INFORMATION SUPPLIED:
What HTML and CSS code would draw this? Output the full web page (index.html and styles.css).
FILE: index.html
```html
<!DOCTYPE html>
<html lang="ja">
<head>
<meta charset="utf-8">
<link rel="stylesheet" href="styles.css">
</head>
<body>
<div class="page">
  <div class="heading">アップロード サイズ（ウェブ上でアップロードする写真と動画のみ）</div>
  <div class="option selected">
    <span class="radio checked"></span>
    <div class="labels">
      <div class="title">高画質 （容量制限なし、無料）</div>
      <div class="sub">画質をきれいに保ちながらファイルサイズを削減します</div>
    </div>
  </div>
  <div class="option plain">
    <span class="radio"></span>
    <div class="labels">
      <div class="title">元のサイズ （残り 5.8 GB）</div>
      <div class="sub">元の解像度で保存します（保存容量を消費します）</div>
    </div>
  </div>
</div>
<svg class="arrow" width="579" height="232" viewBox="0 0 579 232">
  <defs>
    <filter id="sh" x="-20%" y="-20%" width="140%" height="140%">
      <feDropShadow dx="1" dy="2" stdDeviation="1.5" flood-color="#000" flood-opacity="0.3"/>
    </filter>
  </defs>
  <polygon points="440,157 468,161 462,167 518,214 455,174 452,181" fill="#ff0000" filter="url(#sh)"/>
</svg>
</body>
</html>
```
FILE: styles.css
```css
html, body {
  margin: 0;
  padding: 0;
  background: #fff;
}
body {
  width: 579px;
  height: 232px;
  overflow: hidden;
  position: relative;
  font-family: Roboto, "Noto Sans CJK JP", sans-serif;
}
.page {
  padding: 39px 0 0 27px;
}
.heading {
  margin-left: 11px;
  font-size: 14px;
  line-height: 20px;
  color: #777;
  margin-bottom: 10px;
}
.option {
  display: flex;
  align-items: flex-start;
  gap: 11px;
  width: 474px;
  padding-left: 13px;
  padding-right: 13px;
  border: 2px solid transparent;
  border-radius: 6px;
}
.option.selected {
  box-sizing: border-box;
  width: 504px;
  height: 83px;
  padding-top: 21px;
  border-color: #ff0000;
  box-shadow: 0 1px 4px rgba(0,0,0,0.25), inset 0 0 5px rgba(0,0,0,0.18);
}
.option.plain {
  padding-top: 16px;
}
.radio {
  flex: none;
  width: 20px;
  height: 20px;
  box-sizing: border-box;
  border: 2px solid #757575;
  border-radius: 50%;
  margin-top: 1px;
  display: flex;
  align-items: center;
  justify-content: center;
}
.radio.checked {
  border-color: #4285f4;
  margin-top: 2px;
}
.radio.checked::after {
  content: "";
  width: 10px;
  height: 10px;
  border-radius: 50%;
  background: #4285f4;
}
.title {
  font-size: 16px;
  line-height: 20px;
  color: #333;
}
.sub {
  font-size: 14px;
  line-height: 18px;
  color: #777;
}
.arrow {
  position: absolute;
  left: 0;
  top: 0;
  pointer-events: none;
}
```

WHAT IS ASKED:
Write the data from above out again, exactly.

CORRECT OUTPUT:
What HTML and CSS code would draw this? Output the full web page (index.html and styles.css).
FILE: index.html
```html
<!DOCTYPE html>
<html lang="ja">
<head>
<meta charset="utf-8">
<link rel="stylesheet" href="styles.css">
</head>
<body>
<div class="page">
  <div class="heading">アップロード サイズ（ウェブ上でアップロードする写真と動画のみ）</div>
  <div class="option selected">
    <span class="radio checked"></span>
    <div class="labels">
      <div class="title">高画質 （容量制限なし、無料）</div>
      <div class="sub">画質をきれいに保ちながらファイルサイズを削減します</div>
    </div>
  </div>
  <div class="option plain">
    <span class="radio"></span>
    <div class="labels">
      <div class="title">元のサイズ （残り 5.8 GB）</div>
      <div class="sub">元の解像度で保存します（保存容量を消費します）</div>
    </div>
  </div>
</div>
<svg class="arrow" width="579" height="232" viewBox="0 0 579 232">
  <defs>
    <filter id="sh" x="-20%" y="-20%" width="140%" height="140%">
      <feDropShadow dx="1" dy="2" stdDeviation="1.5" flood-color="#000" flood-opacity="0.3"/>
    </filter>
  </defs>
  <polygon points="440,157 468,161 462,167 518,214 455,174 452,181" fill="#ff0000" filter="url(#sh)"/>
</svg>
</body>
</html>
```
FILE: styles.css
```css
html, body {
  margin: 0;
  padding: 0;
  background: #fff;
}
body {
  width: 579px;
  height: 232px;
  overflow: hidden;
  position: relative;
  font-family: Roboto, "Noto Sans CJK JP", sans-serif;
}
.page {
  padding: 39px 0 0 27px;
}
.heading {
  margin-left: 11px;
  font-size: 14px;
  line-height: 20px;
  color: #777;
  margin-bottom: 10px;
}
.option {
  display: flex;
  align-items: flex-start;
  gap: 11px;
  width: 474px;
  padding-left: 13px;
  padding-right: 13px;
  border: 2px solid transparent;
  border-radius: 6px;
}
.option.selected {
  box-sizing: border-box;
  width: 504px;
  height: 83px;
  padding-top: 21px;
  border-color: #ff0000;
  box-shadow: 0 1px 4px rgba(0,0,0,0.25), inset 0 0 5px rgba(0,0,0,0.18);
}
.option.plain {
  padding-top: 16px;
}
.radio {
  flex: none;
  width: 20px;
  height: 20px;
  box-sizing: border-box;
  border: 2px solid #757575;
  border-radius: 50%;
  margin-top: 1px;
  display: flex;
  align-items: center;
  justify-content: center;
}
.radio.checked {
  border-color: #4285f4;
  margin-top: 2px;
}
.radio.checked::after {
  content: "";
  width: 10px;
  height: 10px;
  border-radius: 50%;
  background: #4285f4;
}
.title {
  font-size: 16px;
  line-height: 20px;
  color: #333;
}
.sub {
  font-size: 14px;
  line-height: 18px;
  color: #777;
}
.arrow {
  position: absolute;
  left: 0;
  top: 0;
  pointer-events: none;
}
```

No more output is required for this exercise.